The office of the environmental commissioner has given the operator five working days to clean up the manganese at the site and place those already loaded on trucks in storage in a safe place for the time being.
The Lüderitz Town Council acting CEO Ignatius Tjipura, commenting on the matter, urged the companies to refrain from involving themselves in illegal activities but rather to follow the right procedures in conducting business.
Approached for comment, the director of Trade Port Namibia Monty Ndjavera admitted that the material was transported without an environmental clearance certificate being acquired. He promised that they will suspend all operations for now so that the law can be obeyed.
He further promised that during this week they will make sure that they have all the required documentation before any further business is conducted.

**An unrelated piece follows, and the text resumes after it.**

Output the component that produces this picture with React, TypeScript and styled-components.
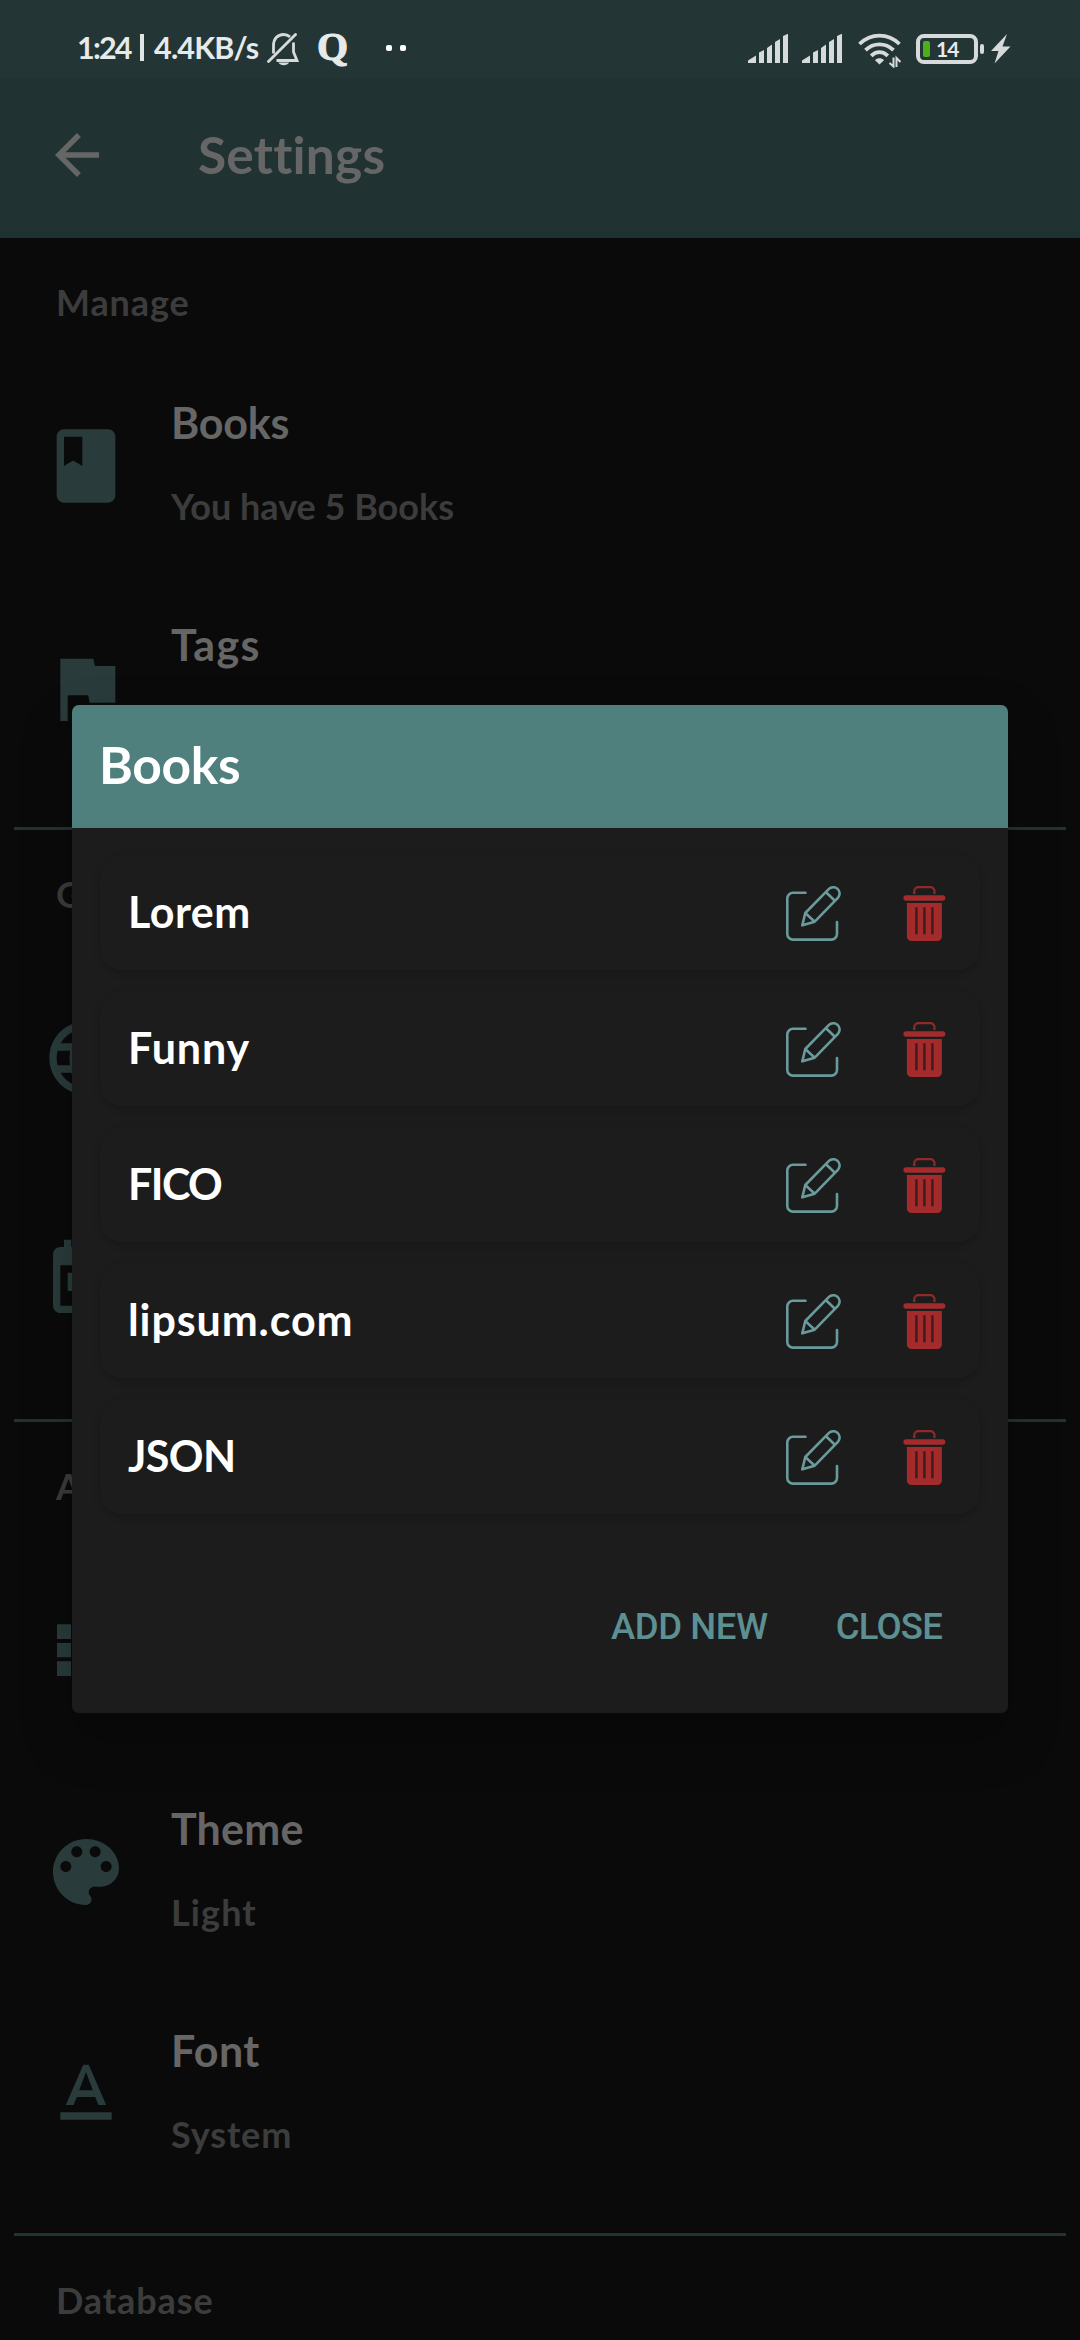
import React from 'react';
import styled, { createGlobalStyle } from 'styled-components';

const GlobalStyle = createGlobalStyle`
  *, *::before, *::after { box-sizing: border-box; }
  html, body { margin: 0; padding: 0; background: #0a0a0a; }
  body {
    font-family: Lato, "Noto Sans", sans-serif;
    font-weight: 700;
    font-variant-ligatures: none;
  }
  svg { display: block; flex: none; }
  button { font: inherit; background: none; border: 0; padding: 0; margin: 0; }
`;

const Screen = styled.div`
  position: relative;
  display: flex;
  flex-direction: column;
  width: 1080px;
  height: 2340px;
  overflow: hidden;
  background: #0a0a0a;
`;

const StatusBar = styled.div`
  display: flex;
  flex: none;
  justify-content: space-between;
  height: 78px;
  padding: 33px 69px 0 77px;
  background: #233635;
  color: #e6eaea;
`;

const StatusGroup = styled.div`
  display: flex;
  align-items: flex-start;
`;

const StatusText = styled.span<{ $width: number; $track: number }>`
  width: ${p => p.$width}px;
  margin-top: -4px;
  font-size: 30.5px;
  line-height: 37px;
  letter-spacing: ${p => p.$track}px;
  white-space: nowrap;
`;

const StatusRule = styled.span`
  width: 4px;
  height: 27px;
  margin: 1px 10px 0 9px;
  background: #dfe4e4;
`;

const BrandLetter = styled.span`
  width: 32px;
  margin: -8px 0 0 17px;
  font-family: "Liberation Serif", serif;
  font-size: 40px;
  line-height: 44px;
  -webkit-text-stroke: 1px #e6eaea;
`;

const MoreDots = styled.span`
  display: flex;
  gap: 8px;
  margin: 12px 0 0 37px;
`;

const Dot = styled.span`
  width: 6px;
  height: 6px;
  border-radius: 2px;
  background: #fff;
`;

const StatusIcons = styled.div`
  display: flex;
  align-items: flex-start;
`;

const IconSlot = styled.span<{ $gap: number }>`
  margin-right: ${p => p.$gap}px;
`;

const Battery = styled.div`
  display: flex;
  align-items: center;
  gap: 2px;
  margin: 1px 7px 0 0;
`;

const BatteryShell = styled.div`
  display: flex;
  align-items: center;
  width: 62px;
  height: 30px;
  padding-left: 3px;
  border: 4px solid #d6dada;
  border-radius: 8px;
  font-size: 21px;
  line-height: 20px;
  letter-spacing: -1px;
`;

const BatteryLevel = styled.span`
  width: 7px;
  height: 16px;
  margin-right: 6px;
  border-radius: 2px;
  background: #4caf1c;
`;

const BatteryNub = styled.span`
  width: 4px;
  height: 10px;
  border-radius: 2px;
  background: #d6dada;
`;

const AppBar = styled.header`
  display: flex;
  flex: none;
  align-items: center;
  height: 160px;
  padding: 0 44px;
  background: #203231;
  border-bottom: 6px solid #1d3130;
`;

const Title = styled.h1`
  margin: -3px 0 0 88px;
  color: #666;
  font-size: 51.5px;
  line-height: 62px;
  letter-spacing: 0.2px;
`;

const Section = styled.section`
  flex: none;
  padding-bottom: 28px;
`;

const Divider = styled.hr`
  flex: none;
  height: 3px;
  margin: 0 14px;
  border: 0;
  background: #213433;
`;

const SectionTitle = styled.h2`
  height: 117px;
  margin: 0;
  padding: 42px 56px 0;
  color: #3c3c3c;
  font-size: 36px;
  line-height: 44px;
  letter-spacing: 0.9px;
`;

const Item = styled.div`
  display: flex;
  align-items: center;
  height: 222px;
  padding-left: 42px;
`;

const ItemText = styled.div`
  display: flex;
  flex-direction: column;
  gap: 35px;
  margin: -7px 0 0 41px;
`;

const ItemName = styled.span<{ $track?: number }>`
  min-height: 52px;
  color: #666;
  font-size: 43px;
  line-height: 52px;
  letter-spacing: ${p => p.$track ?? 0}px;
`;

const ItemDetail = styled.span<{ $track?: number }>`
  min-height: 44px;
  color: #3c3c3c;
  font-size: 36px;
  line-height: 44px;
  letter-spacing: ${p => p.$track ?? 0}px;
`;

const Overlay = styled.div`
  position: absolute;
  inset: 78px 0 0;
  display: flex;
  align-items: center;
  justify-content: center;
`;

const Dialog = styled.div`
  display: flex;
  flex-direction: column;
  width: 936px;
  height: 1008px;
  overflow: hidden;
  border-radius: 7px;
  background: #1c1c1c;
  box-shadow: 0 24px 50px 4px rgba(0, 0, 0, 0.22);
`;

const DialogTitle = styled.h2`
  flex: none;
  height: 123px;
  margin: 0;
  padding: 28px 27px 0;
  background: #4f807e;
  color: #fff;
  font-size: 51.5px;
  line-height: 62px;
  letter-spacing: -0.3px;
`;

const BookList = styled.div`
  display: flex;
  flex: 1;
  flex-direction: column;
  gap: 21px;
  padding: 27px 28px 0;
`;

const BookCard = styled.div`
  display: flex;
  align-items: center;
  height: 115px;
  padding: 0 34px 0 28px;
  border-radius: 22px;
  background: #1c1c1c;
  box-shadow: 0 3px 7px rgba(0, 0, 0, 0.17);
`;

const BookName = styled.span<{ $track: number }>`
  flex: 1;
  margin-top: -1px;
  color: #fff;
  font-size: 43px;
  line-height: 52px;
  letter-spacing: ${p => p.$track}px;
`;

const CardActions = styled.div`
  display: flex;
  gap: 62px;
  margin-top: 2px;
`;

const DialogActions = styled.div`
  display: flex;
  justify-content: flex-end;
  gap: 68px;
  padding: 0 66px 64px 0;
`;

const ActionButton = styled.button<{ $track: number }>`
  color: #5c9092;
  font-family: Roboto, sans-serif;
  font-weight: 500;
  font-size: 36.5px;
  line-height: 44px;
  letter-spacing: ${p => p.$track}px;
`;

const Glyph = ({ d }: { d: string }) => (
  <svg width="88" height="88" viewBox="0 0 24 24" fill="#293c3b"><path d={d} /></svg>
);

const glyphs = {
  book: 'M18 2H6c-1.1 0-2 .9-2 2v16c0 1.1.9 2 2 2h12c1.1 0 2-.9 2-2V4c0-1.1-.9-2-2-2zM6 4h5v8l-2.5-1.5L6 12V4z',
  flag: 'M14.4 6L14 4H5v17h2v-7h5.6l.4 2h7V6z',
  globe: 'M11.99 2C6.47 2 2 6.48 2 12s4.47 10 9.99 10C17.52 22 22 17.52 22 12S17.52 2 11.99 2zm6.93 6h-2.95a15.65 15.65 0 0 0-1.38-3.56A8.03 8.03 0 0 1 18.92 8zM12 4.04c.83 1.2 1.48 2.53 1.91 3.96h-3.82c.43-1.43 1.08-2.76 1.91-3.96zM4.26 14C4.1 13.36 4 12.69 4 12s.1-1.36.26-2h3.38c-.08.66-.14 1.32-.14 2s.06 1.34.14 2H4.26zm.82 2h2.95c.32 1.25.78 2.45 1.38 3.56A7.99 7.99 0 0 1 5.08 16zm2.95-8H5.08a7.99 7.99 0 0 1 4.33-3.56A15.65 15.65 0 0 0 8.03 8zM12 19.96c-.83-1.2-1.48-2.53-1.91-3.96h3.82c-.43 1.43-1.08 2.76-1.91 3.96zM14.34 14H9.66c-.09-.66-.16-1.32-.16-2s.07-1.35.16-2h4.68c.09.65.16 1.32.16 2s-.07 1.34-.16 2zm.25 5.56c.6-1.11 1.06-2.31 1.38-3.56h2.95a8.03 8.03 0 0 1-4.33 3.56zM16.36 14c.08-.66.14-1.32.14-2s-.06-1.34-.14-2h3.38c.16.64.26 1.31.26 2s-.1 1.36-.26 2h-3.38z',
  calendar: 'M19 3h-1V1h-2v2H8V1H6v2H5c-1.11 0-1.99.9-1.99 2L3 19c0 1.1.89 2 2 2h14c1.1 0 2-.9 2-2V5c0-1.1-.9-2-2-2zm0 16H5V8h14v11zM7 10h5v5H7z',
  list: 'M4 14h4v-4H4v4zm0 5h4v-4H4v4zM4 9h4V5H4v4zm5 5h12v-4H9v4zm0 5h12v-4H9v4zM9 5v4h12V5H9z',
  palette: 'M12 3c-4.97 0-9 4.03-9 9s4.03 9 9 9c.83 0 1.5-.67 1.5-1.5 0-.39-.15-.74-.39-1.01-.23-.26-.38-.61-.38-.99 0-.83.67-1.5 1.5-1.5H16c2.76 0 5-2.24 5-5 0-4.42-4.03-8-9-8zm-5.5 9c-.83 0-1.5-.67-1.5-1.5S5.67 9 6.5 9 8 9.67 8 10.5 7.33 12 6.5 12zm3-4C8.67 8 8 7.33 8 6.5S8.67 5 9.5 5s1.5.67 1.5 1.5S10.33 8 9.5 8zm5 0c-.83 0-1.5-.67-1.5-1.5S13.67 5 14.5 5s1.5.67 1.5 1.5S15.33 8 14.5 8zm3 4c-.83 0-1.5-.67-1.5-1.5S16.67 9 17.5 9s1.5.67 1.5 1.5-.67 1.5-1.5 1.5z',
  font: 'M5 17v2h14v-2H5zm4.5-4.2h5l.9 2.2h2.1L12.75 4h-1.5L6.5 15h2.1l.9-2.2zM12 5.98L13.87 11h-3.74L12 5.98z',
};

// Row strips of the view list sit a little apart from one another.
const ListGlyph = () => (
  <svg width="88" height="88" viewBox="0 0 88 88" fill="#293c3b">
    <path d="M15 18.300H29V33H15ZM15 37H29V51.300H15ZM15 55.300H29V70H15ZM33 18.300H77V33H33ZM33 37H77V51.300H33ZM33 55.300H77V70H33Z" />
  </svg>
);

const BellOff = () => (
  <svg width="33" height="33" viewBox="0 0 33 33" fill="none" stroke="#d6dada" strokeWidth="2.8">
    <path d="M6.500 20.500V12.500C6.500 6 10.500 1.500 16.500 1.500C19 1.500 21.200 2.300 23 3.800M26.500 9.500V19L30 27.500H9.500" />
    <path d="M1.500 28.500L28.500 1.500" strokeLinecap="round" />
    <path d="M11.500 29.500H22C20.500 33 13 33 11.500 29.500Z" fill="#d6dada" stroke="none" />
  </svg>
);

const Signal = () => (
  <svg width="40" height="30" viewBox="0 0 40 30" fill="#d6dada">
    <path d="M0 30V27.500L8 22.500V30ZM11 30V19.500L16 17V30ZM19 30V15L24 11.500V30ZM27 30V9L32 6V30ZM35 30V3L40 .8V30Z" />
  </svg>
);

const Wifi = () => (
  <svg width="44" height="35" viewBox="0 0 44 35" fill="none" stroke="#d6dada" strokeWidth="3.800">
    <path d="M1.500 11C13-.2 30-.2 41.500 11M7.500 17.200C15.500 9.300 27.500 9.300 35.500 17.200M13.200 22.800C18 17.900 25 17.900 29.800 22.800" />
    <path d="M17 27.200C19.500 24.700 23.500 24.700 26 27.200L21.500 31.500Z" fill="#d6dada" stroke="none" />
    <path d="M35.500 24.500V33.500L31.500 30M38.500 34V25L42.500 29" strokeWidth="2" />
  </svg>
);

const Bolt = () => (
  <svg width="20" height="31" viewBox="0 0 20 31" fill="#d6dada"><path d="M16 1L0 18H7.500L3.500 30.500L19.500 13.500H11.500Z" /></svg>
);

const BackArrow = () => (
  <svg width="66" height="66" viewBox="0 0 24 24" fill="#666"><path d="M20 11H7.830l5.590-5.590L12 4l-8 8 8 8 1.410-1.410L7.830 13H20v-2z" /></svg>
);

const EditIcon = () => (
  <svg width="55" height="55" viewBox="0 0 55 55" fill="none" stroke="#6a9a9b" strokeWidth="2.600" strokeLinecap="round" strokeLinejoin="round">
    <path d="M19.500 6.800H7A5.700 5.700 0 0 0 1.300 12.500V48A5.700 5.700 0 0 0 7 53.600H45.300A5.700 5.700 0 0 0 51 48V36" />
    <path d="M16.300 39.300L19.300 27L42.700 3.200A6.100 6.100 0 0 1 51.900 11.800L28.700 35.700ZM19.300 27L28.700 35.700M40 6.200L48.900 14.800" />
  </svg>
);

const TrashIcon = () => (
  <svg width="43" height="55" viewBox="0 0 43 55" fill="#a32b2b">
    <path d="M11.300 8V5A4 4 0 0 1 15.300 1.200H27.500A4 4 0 0 1 31.500 5V8" fill="none" stroke="#8d2b2b" strokeWidth="2.200" />
    <rect x=".4" y="9.200" width="42" height="5.600" rx="2.800" />
    <path d="M3.900 17H38.900V50.500A4.500 4.500 0 0 1 34.400 55H8.400A4.500 4.500 0 0 1 3.900 50.500Z" />
    <path d="M13.400 22.300V47.300M21.400 22.300V47.300M29.400 22.300V47.300" stroke="#451a1c" strokeWidth="2.500" strokeLinecap="round" />
  </svg>
);

type Entry = { icon: React.ReactNode; name: string; detail: string; track?: number; detailTrack?: number };
const sections: { title: string; items: Entry[] }[] = [
  {
    title: 'Manage',
    items: [
      { icon: <Glyph d={glyphs.book} />, name: 'Books', detail: 'You have 5 Books', track: -0.2 },
      { icon: <Glyph d={glyphs.flag} />, name: 'Tags', detail: '', track: 1.3 },
    ],
  },
  {
    title: 'G',
    items: [
      { icon: <Glyph d={glyphs.globe} />, name: '', detail: '' },
      { icon: <Glyph d={glyphs.calendar} />, name: '', detail: '' },
    ],
  },
  {
    title: 'A',
    items: [
      { icon: <ListGlyph />, name: '', detail: '' },
      { icon: <Glyph d={glyphs.palette} />, name: 'Theme', detail: 'Light', track: 0.2, detailTrack: 1.1 },
      { icon: <Glyph d={glyphs.font} />, name: 'Font', detail: 'System', track: 0.4, detailTrack: 0.9 },
    ],
  },
  { title: 'Database', items: [] },
];

const books = [
  { name: 'Lorem', track: 0.5 },
  { name: 'Funny', track: 0.85 },
  { name: 'FICO', track: -1.6 },
  { name: 'lipsum.com', track: 0.9 },
  { name: 'JSON', track: -0.6 },
];

export default function App() {
  return (
    <Screen>
      <GlobalStyle />
      <StatusBar>
        <StatusGroup>
          <StatusText $width={54} $track={-1.8}>1:24</StatusText>
          <StatusRule />
          <StatusText $width={113} $track={-0.8}>4.4KB/s</StatusText>
          <BellOff />
          <BrandLetter>Q</BrandLetter>
          <MoreDots><Dot /><Dot /></MoreDots>
        </StatusGroup>
        <StatusIcons>
          <IconSlot $gap={14}><Signal /></IconSlot>
          <IconSlot $gap={16}><Signal /></IconSlot>
          <IconSlot $gap={14}><Wifi /></IconSlot>
          <Battery>
            <BatteryShell><BatteryLevel />14</BatteryShell>
            <BatteryNub />
          </Battery>
          <Bolt />
        </StatusIcons>
      </StatusBar>
      <AppBar>
        <BackArrow />
        <Title>Settings</Title>
      </AppBar>
      {sections.map((section, index) => (
        <React.Fragment key={section.title}>
          {index > 0 && <Divider />}
          <Section>
            <SectionTitle>{section.title}</SectionTitle>
            {section.items.map((item, i) => (
              <Item key={i}>
                {item.icon}
                <ItemText>
                  <ItemName $track={item.track}>{item.name}</ItemName>
                  <ItemDetail $track={item.detailTrack}>{item.detail}</ItemDetail>
                </ItemText>
              </Item>
            ))}
          </Section>
        </React.Fragment>
      ))}
      <Overlay>
        <Dialog>
          <DialogTitle>Books</DialogTitle>
          <BookList>
            {books.map(book => (
              <BookCard key={book.name}>
                <BookName $track={book.track}>{book.name}</BookName>
                <CardActions>
                  <EditIcon />
                  <TrashIcon />
                </CardActions>
              </BookCard>
            ))}
          </BookList>
          <DialogActions>
            <ActionButton $track={-0.4}>ADD NEW</ActionButton>
            <ActionButton $track={-0.8}>CLOSE</ActionButton>
          </DialogActions>
        </Dialog>
      </Overlay>
    </Screen>
  );
}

"I am only waiting for my partner in business, who is currently out of the country, as he was the one dealing with that document. But I hope we will get the environmental clearance certificate during the course of this week. The company's idea is to transport manganese from South Africa through Lüderitz port to China," said Ndjavera.
Information at hand shows that an environmental study was conducted for the company by Risk Based Solution CC.
On Thursday last week six trucks carrying manganese arrived in Lüderitz from South Africa, while two more arrived Friday. The eight trucks are now parked at the site awaiting clearance.
Concerned Lüderitz residents notified the truck drivers not to offload the manganese, saying excessive exposure (airborne) to manganese has catastrophic health consequences, especially in a town with strong winds such as Lüderitz.
The concerned residents immediately wrote a letter to the Ministry of Environment and Tourism asking it to stop the operation.
They demanded that if an environmental clearance certificate was already issued to the company, it should be withdrawn.